The column below reflects the views of the author, and these opinions are neither endorsed nor supported by WisOpinion.com.

Please listen to doctors about getting vaccinated to save yourself and loved ones, as well as end the pandemic (I do listen as I am married to one of America’s leading doctors). Louisiana GOP Senator Bill Cassidy, also a doctor, said: “Whenever politicians mess with public health, usually it doesn’t work out well for public health. And, ultimately it doesn’t work out for the politician, because public health suffers, and the American people want public health.”

The U.S., including Wisconsin, is in the midst of another COVID-19 surge, mainly among the unvaccinated. “From January 1, 2021 through July 22, 2021, over 98 percent of COVID-19 cases in Wisconsin occurred among people who were not fully vaccinated” (Wisconsin Department of Health Services). Vaccination prevents infection, hospitalization, death and community spread. Growing evidence also suggests full vaccination significantly reduces reinfection among people infected in 2020 with COVID-19 (CDC).

Importantly, a new study highlighted by the Commonwealth Fund, is eye-popping: “The success of COVID-19 vaccination campaigns in many states demonstrates the real-world feasibility, and impact, of achieving high vaccination coverage. By the end of July, the five highest performing states – Vermont, Connecticut, Massachusetts, Maine and Rhode Island – had fully vaccinated an average of 74 percent of adults (Wisconsin – 60.6 percent) and lowered rates of COVID-related hospitalizations and deaths compared with other states. In contrast, the two states with the greatest burden of cases, hospitalizations and deaths currently – Florida and Texas – had fully vaccinated only 59.3 percent and 55.6 percent of their adult residents, respectively.” The study concluded that if Florida and Texas had vaccination rates similar to the New England states, the two Sunbelt states “could have averted more than 70,000 hospitalizations and 4,700 deaths by the end of July.”

Wisconsin doctors (and other health care leaders) understand data and science. The Wisconsin Medical Society said: “As Wisconsin and the nation continue to see dramatic increases in COVID-19 infections – primarily due to spread of the Delta variant among the unvaccinated population – the state’s largest physician organization is calling on all health care entities to require that their employees be vaccinated against COVID-19. … The only hope to beat this virus is through a significant increase in vaccinations.” Accordingly, Wisconsin health systems, including the nationally renowned rural Marshfield Clinic Health System, have endorsed requiring their employees to be vaccinated. Nationally, the U.S. Chamber of Commerce and the National Association of Manufacturers are supportive of President Biden’s requiring federal workers to get vaccinated.

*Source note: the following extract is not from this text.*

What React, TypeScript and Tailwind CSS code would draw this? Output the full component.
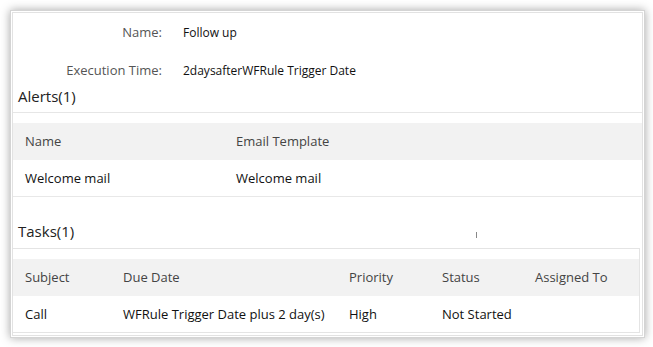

There are three groups in Wisconsin that urgently need more people vaccinated: rural residents, Blacks and teenagers. The Marshfield Clinic Health System is doing a full-court press to reach and vaccinate rural Wisconsinites. Milwaukee Mayor Tom Barrett has prioritized answering questions and reducing understandable mistrust to increase vaccinations among Blacks. And, the Wisconsin Department of Health Services is using social media to reach teenagers.

We are all Wisconsinites and can defeat COVID-19. Listen to doctors. Please get vaccinated. The life you save may be your own, a family member or someone you care about.

– Kaplan wrote a guest column from Washington, D.C., for the Wisconsin State Journal from 1995 – 2009.